Cuando Patricio quiere más aire, más naturaleza que la que ya posee viviendo en el lugar donde empieza el gigantesco Parque Metropolitano (y de donde nadie lo puede echar, porque una casa rodante puede instalarse donde sea mientras no obstruya el paso), se va a subir el Cerro San Ramón con su hijo. O camina hasta alcanzar otra cumbre. No le tiene miedo al frío, a la noche, a la altura, a los animales salvajes, a la soledad. No le tiene miedo a la vida. La vive con inconciencia y, siendo un hombre de la tercera edad, más se parece al muchacho que tantos quisimos ser, pero que apenas nos atrevimos a degustar, porque la vida no podía ser un juego, porque había que crecer pronto, porque cuidado con perder el tiempo y otros autoengaños parecidos.
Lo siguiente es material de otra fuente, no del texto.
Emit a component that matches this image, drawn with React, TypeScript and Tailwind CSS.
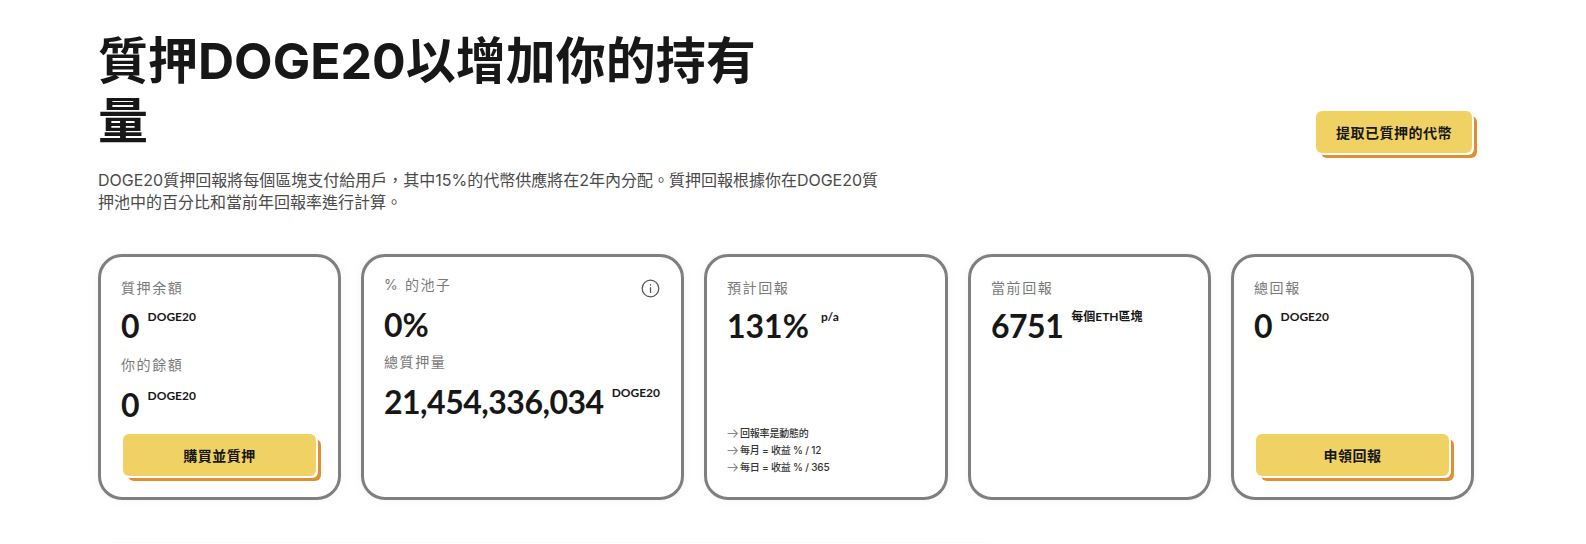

Patricio no necesita seguir consejos de revistas para ser feliz, no tiene que aprender que “la vida es ahora” o que “no hay que dejar las cosas importantes para después”. Patricio no necesita que le dé un preinfarto o le pongan un bypass o se le muera alguien cercano para decir: “Chuta, llegó el momento de hacer un cambio de paradigma”.

No es fácil ser como Patricio. Está claro. Pero tampoco es imposible. Por eso me gusta su ejemplo. Porque es extremadamente real y cercano. Porque usted puede ir mañana a conversar con él y comprobar que lo que escribo no es ficción. Porque si bien se trata de un personaje curioso, no es un ermitaño que vive en la punta de cerro. No, es un chileno de carne y hueso que se acuesta y se despierta a media cuadra de la entrada que tiene el Cerro San Cristóbal por Pedro de Valdivia. Un hombre que si bien no tiene casi nada, se viste y se ve prácticamente igual que uno que tiene mucho. No es indigente, no es vagabundo. Es un señor limpiecito y ordenadito. Y eso es muy potente, porque permite que uno pueda compararse, proyectarse y pensar que su vida podría ser mi vida. Claro, si es que uno fuera lo suficientemente inconsciente para ser tan despojado, tan liviano de carga y tan maravillosamente libre como él.